Dianna Rom, Vice President of Sales added that Windstar Cruises is the only cruise brand that enables guests in the same accommodation to have differing packages. (ie. one guest could be all-inclusive, the other guest in the same stateroom or suite could be a la carte).

Prelog, Rom and Shaw wound out their week with the Sydney BridgeClimb experience over the harbour.

Itineraries and destinations

French Polynesia is Windstar Cruises’ most popular destination for Australian travellers – the small ship line’s number one international source market. Last October, Windstar marked its 35th anniversary of operating in Tahiti. In 2024, the company will reposition Wind Spirit out of Tahiti, replacing the yacht with the larger capacity Star Breeze, which unlike Spirit, features balconies – a huge plus for guests, Prelog says.

Wind Spirit will transition to Greece and the Caribbean, regions where the sailing ships are a hit with guests, along with Panama Canal.

Other destinations that Windstar operate include Northern Europe, Iceland, the Mediterranean and the Middle East. The latter destination Prelog suggests is yet to be fully tapped by small ship operators, with only Ponant sharing a similar low-berth capacity compared to other ocean liners of several thousand guests.

“We are the only luxury small ship cruise line from the US hitting the Middle East which makes us very unique. There are others from Europe. I think it’s such an amazing upcoming destination,” he said.

Alaska concern

Prelog says the introduction of the Middle East in 2024 comes at the cost of deployment in Alaska, a destination he suggests is already on the cusp of being overcrowded.

“Alaska is growing tremendously. It’s growing so fast that I’m concerned. Where are all these ships going to go and how will the destination accommodate all the services they will need?” he pondered.

Prelog told LATTE he was concerned about the sheer volume of ships and their capacity that has been committed to Alaska for future seasons, saying they will place a burden on Alaska’s small port communities such as Ketchikan and Juneau.

Usually, there are 2,000-3,000 guest ships in there and it’s getting busy. Now there are 5,000-6,000 passenger ships and you put a few of those in, and I’m thinking how is this little town going to cope with that amount of people? I don’t know how that’s going to go.

“And when I look at the Middle East from a small ship operator’s perspective, we could be the only ones there.
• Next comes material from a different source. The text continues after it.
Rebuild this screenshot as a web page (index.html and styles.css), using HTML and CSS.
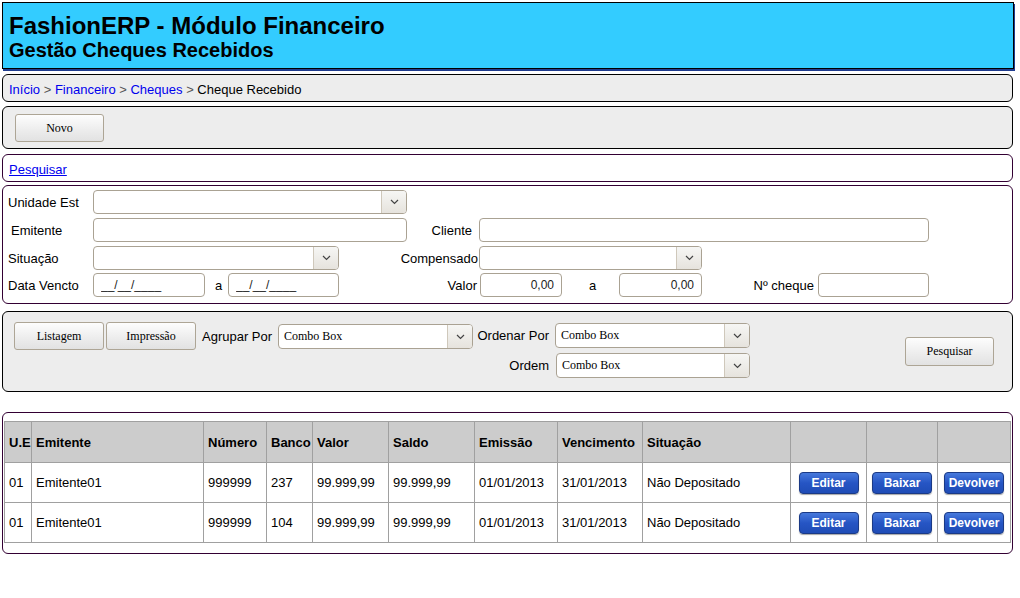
FILE: index.html
```html
<!DOCTYPE html>
<html lang="pt-BR">
<head>
<meta charset="utf-8">
<title>FashionERP - Módulo Financeiro</title>
<link rel="stylesheet" href="styles.css">
</head>
<body>
<div class="page">
  <header class="header">
    <h1 class="title">FashionERP - Módulo Financeiro</h1>
    <h2 class="subtitle">Gestão Cheques Recebidos</h2>
  </header>

  <nav class="box gray crumbs">
    <a href="#">Início</a> <span class="sep">&gt;</span> <a href="#">Financeiro</a> <span class="sep">&gt;</span> <a href="#">Cheques</a> <span class="sep">&gt;</span> Cheque Recebido
  </nav>

  <div class="box gray actions">
    <button class="btn btn-novo">Novo</button>
  </div>

  <div class="box purple linkbar">
    <a href="#" class="link">Pesquisar</a>
  </div>

  <div class="box purple filters">
    <div class="row">
      <span class="lbl">Unidade Est</span>
      <div class="combo w314"><span class="val"></span><span class="arrow"><svg width="9" height="6" viewBox="0 0 9 6"><path d="M1 1l3.5 3.5L8 1" fill="none" stroke="#444" stroke-width="1.2"/></svg></span></div>
    </div>
    <div class="row">
      <span class="lbl lbl-ind">Emitente</span>
      <input class="inp w314" type="text">
      <span class="rlbl w72">Cliente</span>
      <input class="inp w450" type="text">
    </div>
    <div class="row">
      <span class="lbl">Situação</span>
      <div class="combo w246"><span class="val"></span><span class="arrow"><svg width="9" height="6" viewBox="0 0 9 6"><path d="M1 1l3.5 3.5L8 1" fill="none" stroke="#444" stroke-width="1.2"/></svg></span></div>
      <span class="rlbl w140">Compensado</span>
      <div class="combo w223"><span class="val"></span><span class="arrow"><svg width="9" height="6" viewBox="0 0 9 6"><path d="M1 1l3.5 3.5L8 1" fill="none" stroke="#444" stroke-width="1.2"/></svg></span></div>
    </div>
    <div class="row">
      <span class="lbl">Data Vencto</span>
      <input class="inp w112 date" type="text" value="__/__/____">
      <span class="mid w23">a</span>
      <input class="inp w111 date" type="text" value="__/__/____">
      <span class="rlbl w141">Valor</span>
      <input class="inp w82 num" type="text" value="0,00">
      <span class="mid w57">a</span>
      <input class="inp w83 num" type="text" value="0,00">
      <span class="rlbl w116">Nº cheque</span>
      <input class="inp w111" type="text">
    </div>
  </div>

  <div class="box gray options">
    <div class="opt-left">
      <button class="btn btn-opt">Listagem</button>
      <button class="btn btn-opt">Impressão</button>
      <span class="opt-lbl">Agrupar Por</span>
      <div class="combo w195 cb"><span class="val">Combo Box</span><span class="arrow"><svg width="9" height="6" viewBox="0 0 9 6"><path d="M1 1l3.5 3.5L8 1" fill="none" stroke="#444" stroke-width="1.2"/></svg></span></div>
    </div>
    <div class="opt-mid">
      <div class="opt-row">
        <span class="rlbl w82b">Ordenar Por</span>
        <div class="combo w195 cb"><span class="val">Combo Box</span><span class="arrow"><svg width="9" height="6" viewBox="0 0 9 6"><path d="M1 1l3.5 3.5L8 1" fill="none" stroke="#444" stroke-width="1.2"/></svg></span></div>
      </div>
      <div class="opt-row">
        <span class="rlbl w83b">Ordem</span>
        <div class="combo w194 cb"><span class="val">Combo Box</span><span class="arrow"><svg width="9" height="6" viewBox="0 0 9 6"><path d="M1 1l3.5 3.5L8 1" fill="none" stroke="#444" stroke-width="1.2"/></svg></span></div>
      </div>
    </div>
    <button class="btn btn-search">Pesquisar</button>
  </div>

  <div class="box purple results">
    <table class="grid">
      <colgroup>
        <col class="c27"><col class="c172"><col class="c63"><col class="c46"><col class="c76"><col class="c86"><col class="c83"><col class="c85"><col class="c148"><col class="c76"><col class="c71"><col class="c73">
      </colgroup>
      <thead>
        <tr><th>U.E</th><th>Emitente</th><th>Número</th><th>Banco</th><th>Valor</th><th>Saldo</th><th>Emissão</th><th>Vencimento</th><th>Situação</th><th></th><th></th><th></th></tr>
      </thead>
      <tbody>
        <tr><td>01</td><td>Emitente01</td><td>999999</td><td>237</td><td>99.999,99</td><td>99.999,99</td><td>01/01/2013</td><td>31/01/2013</td><td>Não Depositado</td><td class="bc"><button class="bbtn">Editar</button></td><td class="bc"><button class="bbtn">Baixar</button></td><td class="bc"><button class="bbtn">Devolver</button></td></tr>
        <tr><td>01</td><td>Emitente01</td><td>999999</td><td>104</td><td>99.999,99</td><td>99.999,99</td><td>01/01/2013</td><td>31/01/2013</td><td>Não Depositado</td><td class="bc"><button class="bbtn">Editar</button></td><td class="bc"><button class="bbtn">Baixar</button></td><td class="bc"><button class="bbtn">Devolver</button></td></tr>
      </tbody>
    </table>
  </div>
</div>
</body>
</html>
```

FILE: styles.css
```css
* { box-sizing: border-box; }
html, body { margin: 0; padding: 0; background: #fff; }
body { font-family: "Liberation Sans", Arial, sans-serif; font-size: 13px; color: #000; }

.page { width: 1013px; padding: 2px 0 0 2px; }

.header {
  width: 1012px;
  height: 67px;
  background: #33ccff;
  border: 1px solid #000;
  padding: 9px 6px 0 6px;
  box-shadow: 1px 2px 0 #1f3b8e;
}
.title { margin: 0; font-size: 24px; line-height: 27px; font-weight: bold; }
.subtitle { margin: 0; font-size: 20px; line-height: 22px; font-weight: bold; }

.box { width: 1011px; border: 1px solid #000; border-radius: 6px; }
.gray { background: #ededed; }
.purple { border-color: #330033; background: #fff; }

.crumbs { margin-top: 5px; height: 28px; padding: 8px 6px 4px; line-height: 14px; }
.crumbs a { color: #0000ee; text-decoration: none; }
.crumbs .sep { color: #555; }

.actions { margin-top: 4px; height: 43px; padding: 7px 12px; }

.btn {
  font-family: "Liberation Serif", "Times New Roman", serif;
  font-size: 12px;
  color: #000;
  background: linear-gradient(#fdfdfd, #ececec 60%, #e2e2e2);
  border: 1px solid #ada595;
  border-radius: 3px;
  padding: 0;
}
.btn-novo { width: 89px; height: 28px; }

.linkbar { margin-top: 5px; height: 28px; padding: 8px 6px 4px; line-height: 14px; }
.link { color: #0000ee; text-decoration: underline; }

.filters { margin-top: 3px; height: 119px; padding: 4px 0 0 0; }
.row { display: flex; align-items: center; height: 24px; margin-bottom: 4px; }
.row:nth-child(3) { margin-bottom: 3px; }
.lbl { width: 90px; padding-left: 5px; flex: none; }
.lbl-ind { padding-left: 8px; }
.rlbl { flex: none; text-align: right; }
.mid { flex: none; }

.w23 { width: 23px; padding-left: 10px; }
.w57 { width: 57px; padding-left: 27px; }
.w72 { width: 72px; padding-right: 7px; }
.w140 { width: 140px; padding-right: 1px; }
.w141 { width: 141px; padding-right: 3px; }
.w116 { width: 116px; padding-right: 4px; }

.inp {
  height: 24px;
  border: 1px solid #aaa293;
  border-radius: 4px;
  background: #fff;
  font-family: "Liberation Sans", Arial, sans-serif;
  font-size: 12px;
  padding: 0 6px;
  flex: none;
  color: #222;
}
.inp.num { text-align: right; padding-right: 7px; }
.inp.date { padding-left: 7px; }
.w314 { width: 314px; }
.w450 { width: 450px; }
.w246 { width: 246px; }
.w223 { width: 223px; }
.w112 { width: 112px; }
.w111 { width: 111px; }
.w82 { width: 82px; }
.w83 { width: 83px; }
.w195 { width: 195px; }
.w194 { width: 194px; }

.combo {
  display: flex;
  height: 24px;
  border: 1px solid #aaa293;
  border-radius: 4px;
  background: #fff;
  overflow: hidden;
  flex: none;
}
.combo .val { flex: 1; padding-left: 5px; font-family: "Liberation Serif", "Times New Roman", serif; font-size: 12px; line-height: 22px; }
.combo .arrow {
  width: 25px;
  border-left: 1px solid #cfc8bb;
  background: linear-gradient(#f6f6f4, #e6e3dd);
  display: flex;
  align-items: center;
  justify-content: center;
}
.combo.cb { height: 25px; }
.combo.cb .val { line-height: 23px; }

.options {
  margin-top: 7px;
  height: 81px;
  display: flex;
  align-items: flex-start;
  padding: 10px 18px 0 11px;
}
.opt-left { display: flex; align-items: center; }
.btn-opt { width: 90px; height: 28px; margin-right: 2px; }
.opt-lbl { margin-left: 4px; width: 76px; }
.opt-left .combo { margin-top: 1px; }
.opt-mid { display: flex; flex-direction: column; gap: 5px; padding-top: 1px; }
.opt-row { display: flex; align-items: center; }
.w82b { width: 82px; padding-right: 6px; }
.w83b { width: 83px; padding-right: 7px; }
.btn-search { width: 89px; height: 29px; margin-left: auto; align-self: center; margin-top: -10px; }

.results { margin-top: 20px; height: 142px; padding: 8px 1px 0 1px; }
.grid { width: 1006px; border-collapse: collapse; table-layout: fixed; }
.grid th, .grid td { border: 1px solid #a0a0a0; padding: 0 4px; text-align: left; white-space: nowrap; overflow: hidden; }
.grid th { background: #cccccc; height: 41px; font-weight: bold; font-size: 13px; }
.grid td { height: 40px; font-size: 13px; }
.grid td.bc { text-align: center; padding: 0; }
.c27 { width: 27px; } .c172 { width: 172px; } .c63 { width: 63px; } .c46 { width: 46px; }
.c76 { width: 76px; } .c86 { width: 86px; } .c83 { width: 83px; } .c85 { width: 85px; }
.c148 { width: 148px; } .c71 { width: 71px; } .c73 { width: 73px; }

.bbtn {
  width: 60px;
  height: 22px;
  border: 1px solid #1b3a86;
  border-radius: 4px;
  background: linear-gradient(#4678dc, #2655c4 50%, #1f4cb6);
  color: #fff;
  font-family: "Liberation Sans", Arial, sans-serif;
  font-size: 12px;
  font-weight: bold;
  padding: 0;
  box-shadow: 0 1px 1px rgba(0,0,0,0.35);
}
```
There are a lot of small ship operators in Alaska too, from expedition class to soft expedition, luxury – everyone is there.

“I’m always looking for new things, innovation and providing something different and that’s why we made that choice,” Prelog explained.

Other points of difference

Prelog said a major point of difference for Windstar was the sail away experience for guests aboard the masted ships. He said the unfurling of the sails in an “emotional soundtrack” as guests take photos of the sails and absorb the ship experience, “as opposed to the rest of the industry when the sail away is focused on taking pictures of the port you’re departing.”

Windstar also has an Open Bridge, whereby guests are able to access the ‘cockpit’ of the ships. And each of the six ships has a watersports platform, offering guests an array of toys and floating mats to experience at the ship’s stern.

By mid-2023, Windstar Cruises will also roll out Starlink Maritime high-speed internet across its fleet, with Star Pride the first fleet mate now equipped with the technology. The internet solution will be included as part of Windstar’s all-inclusive fare offering.

Star Breeze, the ship that was in Australian waters earlier this month, is now in drydock in Singapore. She will reposition to Alaska for the upcoming summer season there before returning down under in November 2023.